The emergence of online content delivery could be as disruptive to traditional television as digital print was to the newspaper, according to a Boston Consulting Group report.
‘The Value of Content’ compiled for Liberty Global, forecasted that, due to the television industry facing a much faster period of change than anticipated, such rapid change could see ‘significant numbers’ of TV channels fail.
Free-to-air channels will be in a much better position, the report found, provided they can manage the transition to wide-scale, non-linear viewing.
“The emergence of a new online-content value chain is threatening the history of incremental change, and is changing roles, relationships, and value capture. Over time, this might be as disruptive as the changes experienced by the music, newspaper, and magazine industries,” the report stated.

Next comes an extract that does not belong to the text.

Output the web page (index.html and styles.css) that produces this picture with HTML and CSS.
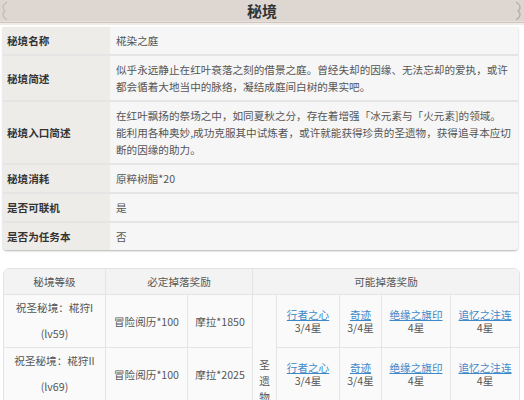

The report outlined multiple potential scenarios for the future of the television market:
- The industry will continue within the framework of its current structure, with an increased value placed on formats that work well in the non-linear world, such as serialised drama.
- The development of content discovery and navigation tools that work across multiple platforms will disrupt the existing structure of the industry. Traditional distributors that develop compelling navigation tools are likely to survive, while online content aggregators may struggle as a result of the traditional players’ ability to build a stronger relationship with viewers.
- Content rights holders will increasingly adopt direct-to-consumer strategies. Traditional infrastructure-based distributors will suffer from increased cord cutting, while online aggregators will also lose subscribers.
“While there are a range of alternative scenarios for the future of the television industry, we believe that the future is more likely to be revolutionary than evolutionary. The well understood roles within the different value chains will see a significant degree of disruption – and for the players that have traditionally assumed those roles, change will be required,” the report explained.